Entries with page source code

>>>

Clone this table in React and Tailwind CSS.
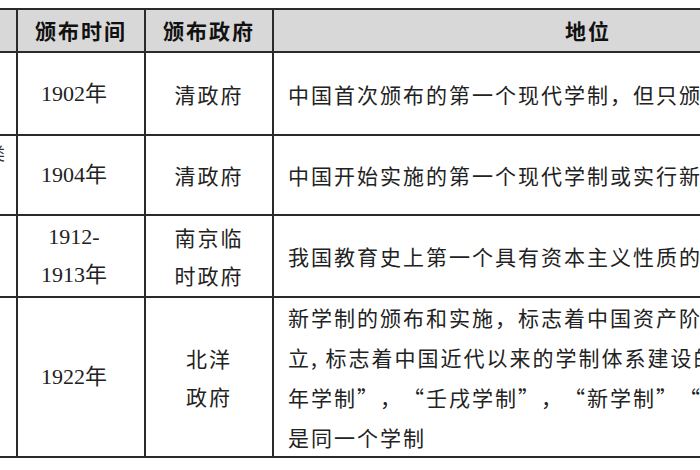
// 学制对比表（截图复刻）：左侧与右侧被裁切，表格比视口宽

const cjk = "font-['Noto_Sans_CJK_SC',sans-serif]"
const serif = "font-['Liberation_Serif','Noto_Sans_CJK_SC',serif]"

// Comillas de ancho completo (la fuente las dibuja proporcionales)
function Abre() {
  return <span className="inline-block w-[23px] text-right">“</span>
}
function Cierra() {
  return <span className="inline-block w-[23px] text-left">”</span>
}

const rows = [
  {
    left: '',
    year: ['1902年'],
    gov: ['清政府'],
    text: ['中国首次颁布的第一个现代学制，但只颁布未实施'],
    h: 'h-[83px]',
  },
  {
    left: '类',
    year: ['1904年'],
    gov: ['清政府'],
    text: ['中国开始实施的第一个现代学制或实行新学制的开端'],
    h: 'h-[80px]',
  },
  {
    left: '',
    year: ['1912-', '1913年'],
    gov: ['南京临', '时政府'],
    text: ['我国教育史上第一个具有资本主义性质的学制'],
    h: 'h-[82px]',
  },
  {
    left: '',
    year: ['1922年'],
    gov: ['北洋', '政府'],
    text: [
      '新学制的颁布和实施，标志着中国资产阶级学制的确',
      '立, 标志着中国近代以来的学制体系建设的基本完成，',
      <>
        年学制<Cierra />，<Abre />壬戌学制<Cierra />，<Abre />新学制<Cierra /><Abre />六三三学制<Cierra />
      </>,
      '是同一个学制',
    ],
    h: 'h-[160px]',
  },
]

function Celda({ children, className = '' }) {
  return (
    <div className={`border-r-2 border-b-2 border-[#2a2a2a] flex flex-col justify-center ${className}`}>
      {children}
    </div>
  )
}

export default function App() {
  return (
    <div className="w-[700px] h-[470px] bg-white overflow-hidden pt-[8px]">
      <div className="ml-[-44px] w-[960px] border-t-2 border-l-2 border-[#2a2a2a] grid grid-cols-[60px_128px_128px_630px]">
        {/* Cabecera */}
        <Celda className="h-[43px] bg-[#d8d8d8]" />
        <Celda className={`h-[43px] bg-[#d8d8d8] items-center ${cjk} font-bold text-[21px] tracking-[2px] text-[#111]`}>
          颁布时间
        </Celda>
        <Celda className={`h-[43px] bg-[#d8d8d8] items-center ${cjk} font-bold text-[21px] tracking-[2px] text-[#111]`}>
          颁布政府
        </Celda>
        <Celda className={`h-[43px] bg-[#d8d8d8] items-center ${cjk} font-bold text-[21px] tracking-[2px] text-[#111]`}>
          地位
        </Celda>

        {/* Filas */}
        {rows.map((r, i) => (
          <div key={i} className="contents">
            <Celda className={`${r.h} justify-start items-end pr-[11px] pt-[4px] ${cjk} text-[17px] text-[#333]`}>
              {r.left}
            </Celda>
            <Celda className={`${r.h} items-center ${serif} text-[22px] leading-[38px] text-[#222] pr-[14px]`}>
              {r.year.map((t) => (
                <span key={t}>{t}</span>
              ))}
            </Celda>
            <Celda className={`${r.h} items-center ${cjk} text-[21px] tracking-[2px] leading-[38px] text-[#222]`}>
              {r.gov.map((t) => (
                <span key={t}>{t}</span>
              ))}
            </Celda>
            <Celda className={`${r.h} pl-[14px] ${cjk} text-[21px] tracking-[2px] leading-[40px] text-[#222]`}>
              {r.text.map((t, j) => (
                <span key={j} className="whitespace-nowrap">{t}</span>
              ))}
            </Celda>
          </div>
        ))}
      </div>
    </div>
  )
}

<<<
>>>

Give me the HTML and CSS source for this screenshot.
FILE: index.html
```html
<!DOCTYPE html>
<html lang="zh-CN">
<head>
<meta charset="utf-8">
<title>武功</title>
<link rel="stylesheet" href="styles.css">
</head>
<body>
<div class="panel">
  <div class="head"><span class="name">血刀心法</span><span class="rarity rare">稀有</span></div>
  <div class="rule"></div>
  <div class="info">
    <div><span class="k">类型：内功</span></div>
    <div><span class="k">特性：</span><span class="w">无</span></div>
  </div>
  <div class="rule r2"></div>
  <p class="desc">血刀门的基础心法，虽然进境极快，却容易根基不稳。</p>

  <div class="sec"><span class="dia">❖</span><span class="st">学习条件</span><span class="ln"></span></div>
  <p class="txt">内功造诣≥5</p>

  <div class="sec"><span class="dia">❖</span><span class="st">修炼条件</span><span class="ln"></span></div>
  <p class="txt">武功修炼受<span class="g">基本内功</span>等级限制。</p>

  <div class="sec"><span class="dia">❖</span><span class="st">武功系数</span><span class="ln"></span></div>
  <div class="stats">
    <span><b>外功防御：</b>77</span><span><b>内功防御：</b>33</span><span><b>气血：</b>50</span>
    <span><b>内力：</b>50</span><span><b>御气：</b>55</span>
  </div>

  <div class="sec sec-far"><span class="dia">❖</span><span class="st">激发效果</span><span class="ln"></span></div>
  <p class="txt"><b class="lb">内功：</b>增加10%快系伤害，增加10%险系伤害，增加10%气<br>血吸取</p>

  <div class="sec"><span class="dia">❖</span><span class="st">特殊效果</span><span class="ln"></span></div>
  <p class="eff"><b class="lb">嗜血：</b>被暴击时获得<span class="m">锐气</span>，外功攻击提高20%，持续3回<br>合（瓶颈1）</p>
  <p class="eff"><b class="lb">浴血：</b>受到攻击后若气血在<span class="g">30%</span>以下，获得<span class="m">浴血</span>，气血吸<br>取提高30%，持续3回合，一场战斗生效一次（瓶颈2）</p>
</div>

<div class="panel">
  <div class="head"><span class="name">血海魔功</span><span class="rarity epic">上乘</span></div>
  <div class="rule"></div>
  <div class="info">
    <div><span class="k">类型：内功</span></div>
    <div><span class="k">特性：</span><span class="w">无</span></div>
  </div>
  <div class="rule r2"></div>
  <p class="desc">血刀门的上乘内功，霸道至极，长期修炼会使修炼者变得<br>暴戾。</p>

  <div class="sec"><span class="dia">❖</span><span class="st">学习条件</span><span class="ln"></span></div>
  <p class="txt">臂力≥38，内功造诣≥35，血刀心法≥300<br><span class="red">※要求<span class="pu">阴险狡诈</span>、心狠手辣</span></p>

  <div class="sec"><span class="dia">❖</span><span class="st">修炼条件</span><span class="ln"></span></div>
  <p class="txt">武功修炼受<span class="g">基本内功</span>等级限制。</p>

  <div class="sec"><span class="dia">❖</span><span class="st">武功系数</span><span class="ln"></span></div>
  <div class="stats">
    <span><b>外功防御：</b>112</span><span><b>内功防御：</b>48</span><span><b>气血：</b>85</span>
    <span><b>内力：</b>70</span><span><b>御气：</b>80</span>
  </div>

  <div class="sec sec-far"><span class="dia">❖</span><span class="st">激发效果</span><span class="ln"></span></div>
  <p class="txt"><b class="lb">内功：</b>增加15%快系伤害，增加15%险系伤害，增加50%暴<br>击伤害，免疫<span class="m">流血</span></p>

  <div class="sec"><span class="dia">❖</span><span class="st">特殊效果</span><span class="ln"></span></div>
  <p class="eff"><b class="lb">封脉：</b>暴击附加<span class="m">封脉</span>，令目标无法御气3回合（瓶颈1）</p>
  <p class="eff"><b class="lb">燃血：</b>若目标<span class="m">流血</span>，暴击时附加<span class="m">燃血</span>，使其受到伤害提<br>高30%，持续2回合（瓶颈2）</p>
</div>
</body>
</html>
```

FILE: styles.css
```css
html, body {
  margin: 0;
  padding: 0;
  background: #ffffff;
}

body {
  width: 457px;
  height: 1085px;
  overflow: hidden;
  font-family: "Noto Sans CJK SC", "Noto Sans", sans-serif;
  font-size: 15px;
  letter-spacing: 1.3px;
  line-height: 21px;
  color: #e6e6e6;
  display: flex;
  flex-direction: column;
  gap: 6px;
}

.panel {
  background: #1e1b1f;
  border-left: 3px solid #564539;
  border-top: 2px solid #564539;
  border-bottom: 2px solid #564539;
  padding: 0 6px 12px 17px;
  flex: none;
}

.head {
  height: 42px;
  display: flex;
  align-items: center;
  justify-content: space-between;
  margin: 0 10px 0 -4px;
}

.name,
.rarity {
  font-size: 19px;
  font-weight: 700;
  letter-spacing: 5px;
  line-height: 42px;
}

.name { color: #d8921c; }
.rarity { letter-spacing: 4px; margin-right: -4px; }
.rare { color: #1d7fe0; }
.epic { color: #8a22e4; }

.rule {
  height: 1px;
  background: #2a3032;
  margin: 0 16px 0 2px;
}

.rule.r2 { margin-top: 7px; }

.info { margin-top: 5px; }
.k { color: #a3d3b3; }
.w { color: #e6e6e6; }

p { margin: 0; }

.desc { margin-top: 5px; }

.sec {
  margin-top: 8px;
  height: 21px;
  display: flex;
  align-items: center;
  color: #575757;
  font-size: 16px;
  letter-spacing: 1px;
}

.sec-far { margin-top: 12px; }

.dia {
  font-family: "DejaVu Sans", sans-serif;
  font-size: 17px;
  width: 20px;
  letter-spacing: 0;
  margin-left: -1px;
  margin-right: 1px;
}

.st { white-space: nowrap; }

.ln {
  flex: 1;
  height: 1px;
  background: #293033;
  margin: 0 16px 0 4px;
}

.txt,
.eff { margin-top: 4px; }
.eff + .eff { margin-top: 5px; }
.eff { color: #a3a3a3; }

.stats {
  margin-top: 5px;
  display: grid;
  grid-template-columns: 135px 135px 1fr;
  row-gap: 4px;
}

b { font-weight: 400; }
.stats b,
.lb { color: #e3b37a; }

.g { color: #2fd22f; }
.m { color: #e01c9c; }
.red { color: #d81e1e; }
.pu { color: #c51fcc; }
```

<<<

**TASK REQUIREMENTS**
List all lines where "this" occurs.

**TASK ANSWER**
Clone this table in React and Tailwind CSS.
Give me the HTML and CSS source for this screenshot.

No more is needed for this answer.